For service corps members facing challenges, the term of service is a great time to get schooled in personal financial management. If you are working with clients who have low incomes, the lessons you learn can also benefit them.

Do no harm

While most financial advice will tell you how to save and invest wisely, Corps members may not have any extra money to save. The priority for you, then, is to do no harm:

1. Get Your credit report free annually, know your FICO score (which doesn’t come with your free annual credit report), and learn how to protect and increase your score.

2. Track your money—all your money. Save receipts or take notes for a week. It helps to see it in black and white. That way you can spend according to priority not habit, and find cheaper alternatives.

Thinkpanama, Creative Commons, Flickr

Thinkpanama, Creative Commons, Flickr

For example, you might spend a lot on buying coffee at coffee shops, where you could make coffee at home or the office. That change would allow you to choose organic produce if that’s important to you.

A big expense that can build up unexpectedly are ATM fees.
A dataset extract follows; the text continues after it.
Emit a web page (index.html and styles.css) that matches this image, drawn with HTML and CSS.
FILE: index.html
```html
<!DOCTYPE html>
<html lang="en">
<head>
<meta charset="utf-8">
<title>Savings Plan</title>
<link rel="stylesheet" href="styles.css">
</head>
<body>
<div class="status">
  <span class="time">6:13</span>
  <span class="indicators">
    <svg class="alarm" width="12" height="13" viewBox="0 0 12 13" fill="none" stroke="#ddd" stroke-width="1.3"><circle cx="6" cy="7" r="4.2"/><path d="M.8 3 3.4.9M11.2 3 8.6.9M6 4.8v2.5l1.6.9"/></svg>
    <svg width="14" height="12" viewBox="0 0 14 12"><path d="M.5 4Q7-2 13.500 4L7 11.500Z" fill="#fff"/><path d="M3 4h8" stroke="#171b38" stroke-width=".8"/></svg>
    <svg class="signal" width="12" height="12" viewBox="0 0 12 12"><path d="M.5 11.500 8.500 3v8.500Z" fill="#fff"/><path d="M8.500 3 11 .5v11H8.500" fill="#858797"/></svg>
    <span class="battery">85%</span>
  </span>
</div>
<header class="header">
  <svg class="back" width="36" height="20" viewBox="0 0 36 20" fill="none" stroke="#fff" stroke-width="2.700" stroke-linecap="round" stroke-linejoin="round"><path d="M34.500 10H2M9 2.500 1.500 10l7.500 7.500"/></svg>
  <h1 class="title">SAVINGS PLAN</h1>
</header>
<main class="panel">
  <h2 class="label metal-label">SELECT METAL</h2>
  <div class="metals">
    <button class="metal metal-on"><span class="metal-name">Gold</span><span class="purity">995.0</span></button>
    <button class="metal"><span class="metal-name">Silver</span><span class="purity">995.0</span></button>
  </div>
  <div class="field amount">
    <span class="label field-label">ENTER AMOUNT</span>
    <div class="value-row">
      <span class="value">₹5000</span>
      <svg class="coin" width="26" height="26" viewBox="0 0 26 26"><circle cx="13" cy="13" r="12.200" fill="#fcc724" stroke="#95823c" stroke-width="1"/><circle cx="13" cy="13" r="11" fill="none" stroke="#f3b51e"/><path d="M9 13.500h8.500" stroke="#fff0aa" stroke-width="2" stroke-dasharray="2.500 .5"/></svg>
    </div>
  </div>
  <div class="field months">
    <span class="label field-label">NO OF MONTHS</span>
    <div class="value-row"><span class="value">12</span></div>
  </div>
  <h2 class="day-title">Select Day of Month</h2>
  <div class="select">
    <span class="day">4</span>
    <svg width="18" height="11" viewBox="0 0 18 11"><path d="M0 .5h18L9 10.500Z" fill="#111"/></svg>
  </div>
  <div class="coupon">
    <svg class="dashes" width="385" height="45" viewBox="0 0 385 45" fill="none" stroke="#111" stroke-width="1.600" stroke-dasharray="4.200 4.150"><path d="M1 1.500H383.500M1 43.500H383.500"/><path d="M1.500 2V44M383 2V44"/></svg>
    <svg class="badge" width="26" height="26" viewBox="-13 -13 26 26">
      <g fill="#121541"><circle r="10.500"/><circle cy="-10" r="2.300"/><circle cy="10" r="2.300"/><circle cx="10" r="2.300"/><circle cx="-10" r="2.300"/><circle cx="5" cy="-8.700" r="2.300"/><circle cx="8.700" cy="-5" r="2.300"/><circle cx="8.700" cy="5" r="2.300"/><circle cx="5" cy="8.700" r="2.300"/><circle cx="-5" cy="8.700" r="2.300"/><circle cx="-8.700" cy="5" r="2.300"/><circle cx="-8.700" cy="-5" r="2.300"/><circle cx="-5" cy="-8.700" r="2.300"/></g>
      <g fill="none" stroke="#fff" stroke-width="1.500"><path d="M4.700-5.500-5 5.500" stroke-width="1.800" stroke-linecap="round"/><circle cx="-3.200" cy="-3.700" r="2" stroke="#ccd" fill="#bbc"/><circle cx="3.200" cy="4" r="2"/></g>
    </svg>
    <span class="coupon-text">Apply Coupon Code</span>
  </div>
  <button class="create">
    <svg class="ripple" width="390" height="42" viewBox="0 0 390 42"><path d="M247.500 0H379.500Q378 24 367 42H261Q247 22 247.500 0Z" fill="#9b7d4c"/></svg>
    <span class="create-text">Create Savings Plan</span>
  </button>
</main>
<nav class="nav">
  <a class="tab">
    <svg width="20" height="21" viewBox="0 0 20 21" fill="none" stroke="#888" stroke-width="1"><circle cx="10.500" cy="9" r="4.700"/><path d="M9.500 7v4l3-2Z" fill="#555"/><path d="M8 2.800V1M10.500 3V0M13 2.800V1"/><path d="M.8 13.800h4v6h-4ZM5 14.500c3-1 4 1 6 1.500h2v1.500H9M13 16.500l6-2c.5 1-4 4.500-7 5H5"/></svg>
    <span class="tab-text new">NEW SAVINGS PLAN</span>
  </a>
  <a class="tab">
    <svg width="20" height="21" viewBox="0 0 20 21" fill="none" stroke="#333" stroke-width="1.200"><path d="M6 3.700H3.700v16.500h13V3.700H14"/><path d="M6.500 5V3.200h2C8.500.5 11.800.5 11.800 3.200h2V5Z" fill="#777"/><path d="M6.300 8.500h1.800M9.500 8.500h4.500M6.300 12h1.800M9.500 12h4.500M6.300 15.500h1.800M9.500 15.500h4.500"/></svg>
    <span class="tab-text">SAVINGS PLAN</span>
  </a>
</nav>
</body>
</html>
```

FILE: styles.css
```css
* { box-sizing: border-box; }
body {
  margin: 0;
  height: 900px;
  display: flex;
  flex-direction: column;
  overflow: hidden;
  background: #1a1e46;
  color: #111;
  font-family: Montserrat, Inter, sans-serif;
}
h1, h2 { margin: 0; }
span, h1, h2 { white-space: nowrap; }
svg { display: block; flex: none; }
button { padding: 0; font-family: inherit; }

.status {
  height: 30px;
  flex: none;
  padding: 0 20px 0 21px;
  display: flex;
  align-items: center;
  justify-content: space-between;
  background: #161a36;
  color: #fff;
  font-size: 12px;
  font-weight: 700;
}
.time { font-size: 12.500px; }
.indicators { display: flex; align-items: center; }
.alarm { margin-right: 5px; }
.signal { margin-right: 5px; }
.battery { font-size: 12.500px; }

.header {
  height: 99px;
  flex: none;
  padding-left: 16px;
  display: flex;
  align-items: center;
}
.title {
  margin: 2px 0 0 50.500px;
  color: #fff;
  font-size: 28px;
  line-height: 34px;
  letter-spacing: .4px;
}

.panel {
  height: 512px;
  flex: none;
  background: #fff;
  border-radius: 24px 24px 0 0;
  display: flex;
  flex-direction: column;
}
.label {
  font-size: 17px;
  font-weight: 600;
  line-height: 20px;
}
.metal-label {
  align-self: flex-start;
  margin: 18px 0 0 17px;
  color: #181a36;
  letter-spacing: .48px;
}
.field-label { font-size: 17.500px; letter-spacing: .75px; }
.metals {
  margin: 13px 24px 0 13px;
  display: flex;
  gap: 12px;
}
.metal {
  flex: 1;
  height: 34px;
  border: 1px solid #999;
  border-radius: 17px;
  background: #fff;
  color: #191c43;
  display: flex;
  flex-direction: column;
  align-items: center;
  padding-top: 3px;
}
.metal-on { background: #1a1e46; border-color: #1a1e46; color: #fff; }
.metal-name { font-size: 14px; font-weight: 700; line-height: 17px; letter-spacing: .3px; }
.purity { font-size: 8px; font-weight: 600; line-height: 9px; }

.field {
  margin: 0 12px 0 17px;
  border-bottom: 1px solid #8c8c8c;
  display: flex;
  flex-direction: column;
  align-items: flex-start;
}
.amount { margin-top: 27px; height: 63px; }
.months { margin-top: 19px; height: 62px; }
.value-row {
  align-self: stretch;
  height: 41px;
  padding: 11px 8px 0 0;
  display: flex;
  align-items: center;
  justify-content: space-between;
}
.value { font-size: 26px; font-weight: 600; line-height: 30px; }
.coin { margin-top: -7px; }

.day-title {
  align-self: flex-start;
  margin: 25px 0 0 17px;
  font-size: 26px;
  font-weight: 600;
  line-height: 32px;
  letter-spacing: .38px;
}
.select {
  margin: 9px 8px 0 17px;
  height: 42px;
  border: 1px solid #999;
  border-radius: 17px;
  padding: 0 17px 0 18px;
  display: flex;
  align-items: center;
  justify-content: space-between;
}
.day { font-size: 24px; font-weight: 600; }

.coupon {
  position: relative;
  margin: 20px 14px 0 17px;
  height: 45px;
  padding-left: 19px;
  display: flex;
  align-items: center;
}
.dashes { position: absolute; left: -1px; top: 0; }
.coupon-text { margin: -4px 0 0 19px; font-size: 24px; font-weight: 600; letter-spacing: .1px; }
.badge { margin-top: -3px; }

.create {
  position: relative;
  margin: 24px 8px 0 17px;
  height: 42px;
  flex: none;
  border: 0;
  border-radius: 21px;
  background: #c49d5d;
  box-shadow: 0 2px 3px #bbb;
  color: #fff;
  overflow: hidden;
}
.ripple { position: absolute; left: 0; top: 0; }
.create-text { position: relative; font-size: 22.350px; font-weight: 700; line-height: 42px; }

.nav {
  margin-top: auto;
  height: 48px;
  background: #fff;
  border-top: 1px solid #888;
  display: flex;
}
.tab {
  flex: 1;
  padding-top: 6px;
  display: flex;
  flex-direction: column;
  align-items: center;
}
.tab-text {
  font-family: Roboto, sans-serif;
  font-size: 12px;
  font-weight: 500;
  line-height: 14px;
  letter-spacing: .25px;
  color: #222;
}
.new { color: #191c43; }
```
If you withdraw money from another bank’s automated teller machine, not only that bank but your own bank can deduct fees from your account. Imagine losing $4 every time you withdraw $20. And you may not see the fees till you get your monthly statement.
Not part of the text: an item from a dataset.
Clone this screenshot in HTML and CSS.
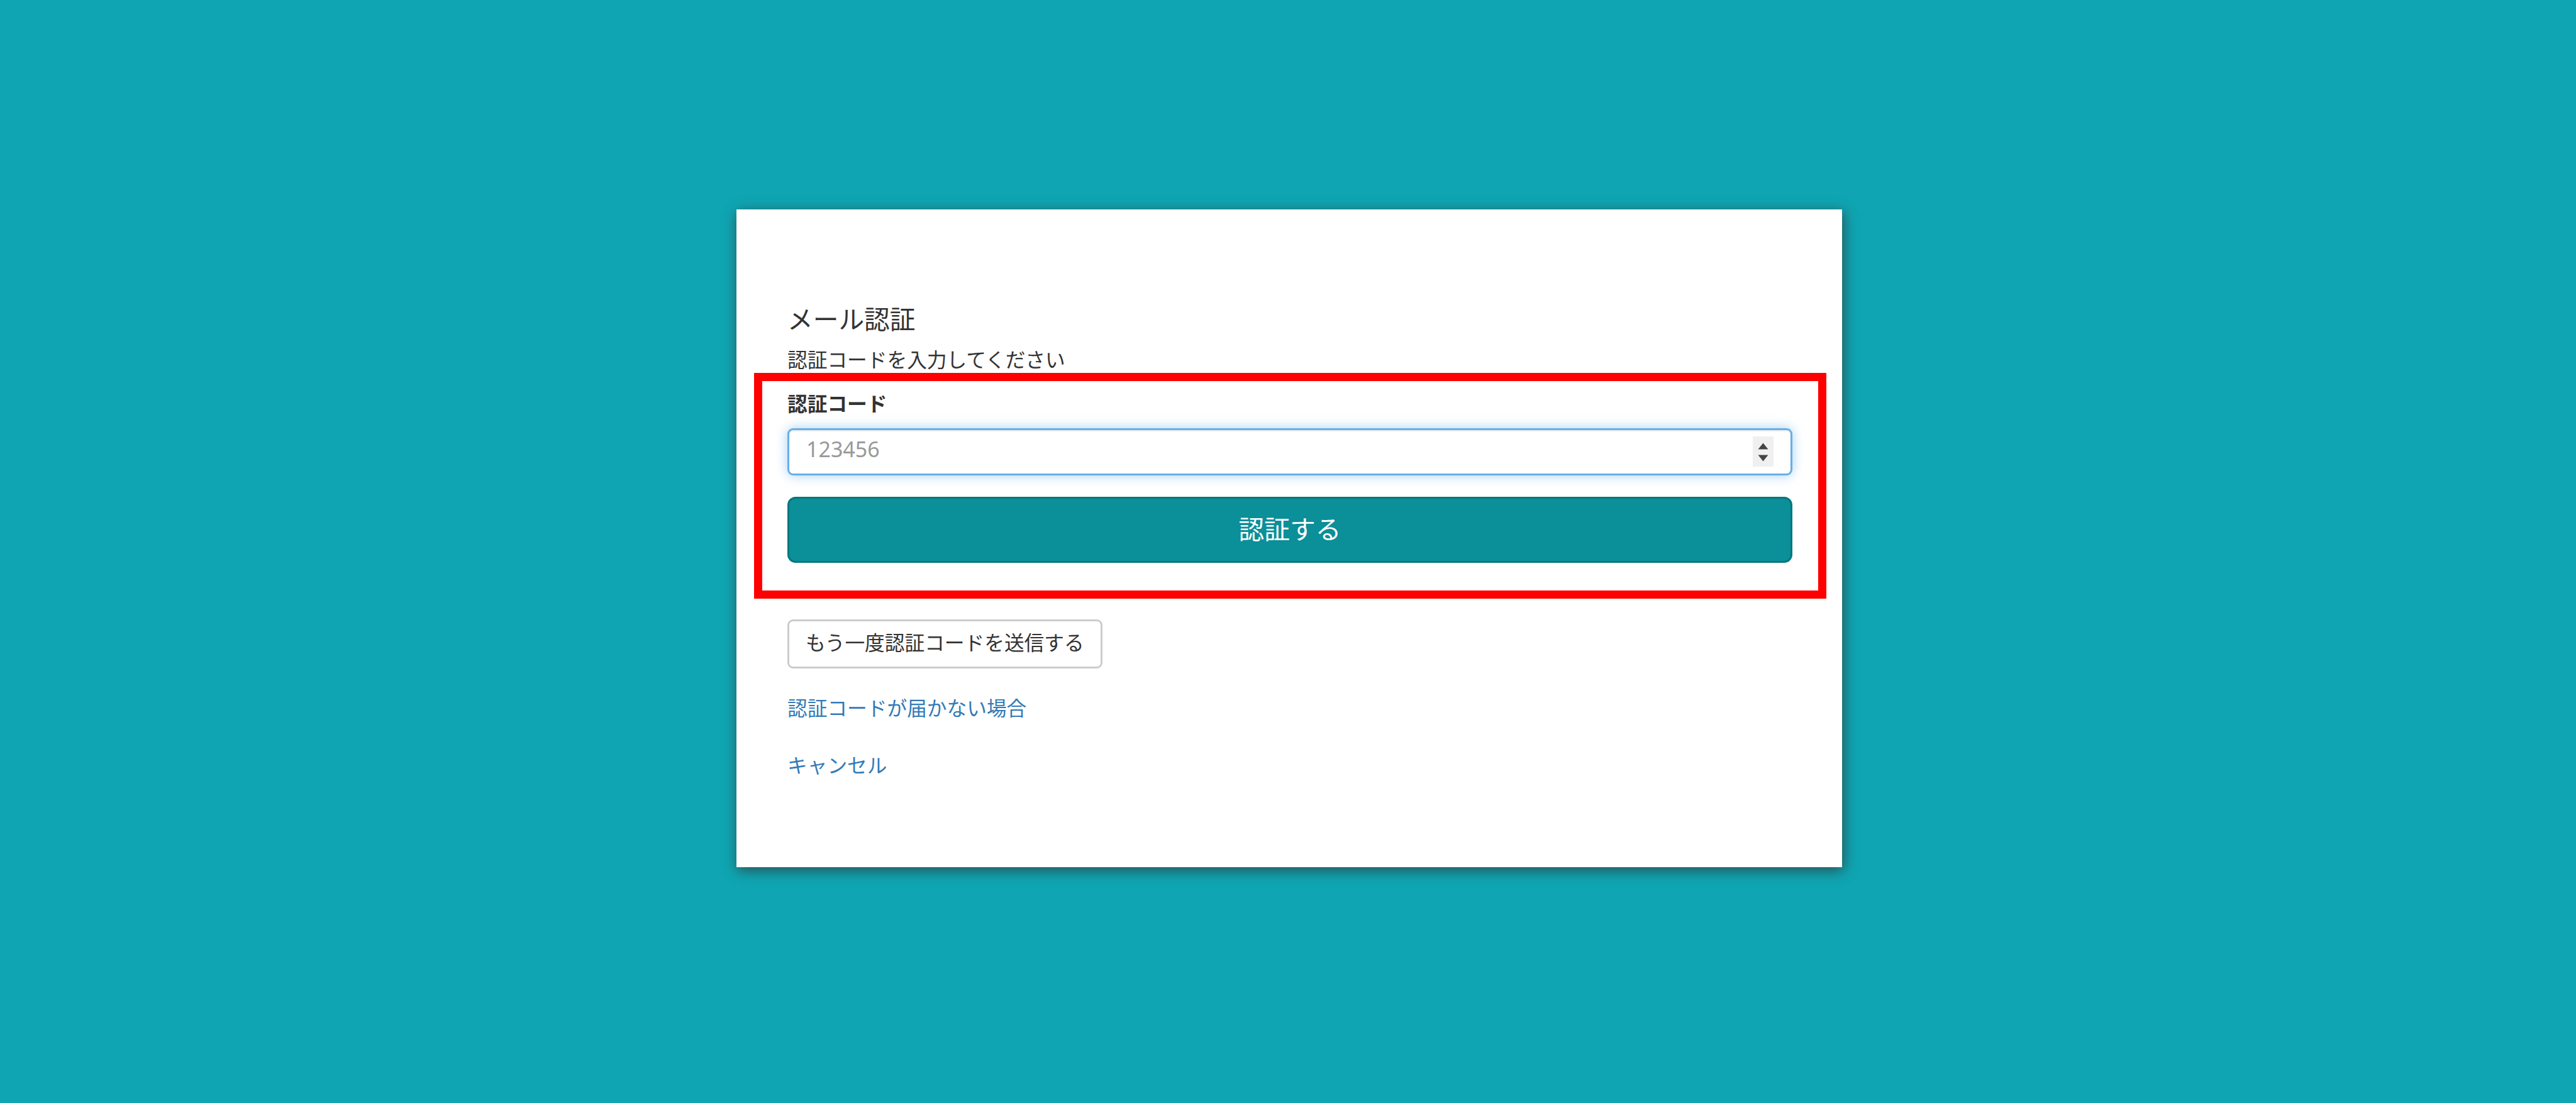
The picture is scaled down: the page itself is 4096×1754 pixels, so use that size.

As part of tracking your money, list withdrawals and deposits in an account ledger like the kind you get for free with your bank account. Overdrawing your account can cost a lot of money.

3. Make a budget. Allow yourself to spend a maximum amount on a certain category each week or pay period. Some people like to put cash in envelopes at the start of the week, and when the cash runs out, so does the spending.

One envelope may be for food, and could include groceries and eating out. Another could be for gas, a third for entertainment, etc. You don’t need a fancy worksheet, all you need is to list your living expenses (rent, groceries, childcare, credit card, utilities, transportation), their due dates and their monthly costs. Make adjustments where you see waste as mentioned in Tip #2.

4. Be responsible with credit cards. Avoid running up credit card debt, as well as carrying a credit card balance from month to month.

The Truth About, Creative Commons, Flickr

The Truth About, Creative Commons, Flickr

Paying just the minimum payment fee on your monthly statement or paying the fee late can incur costly fees, and damage your credit score.

Also be careful about the due date in your monthly credit card statement. Those companies switch the date around like a fickle fiance, and they win if you pay too late.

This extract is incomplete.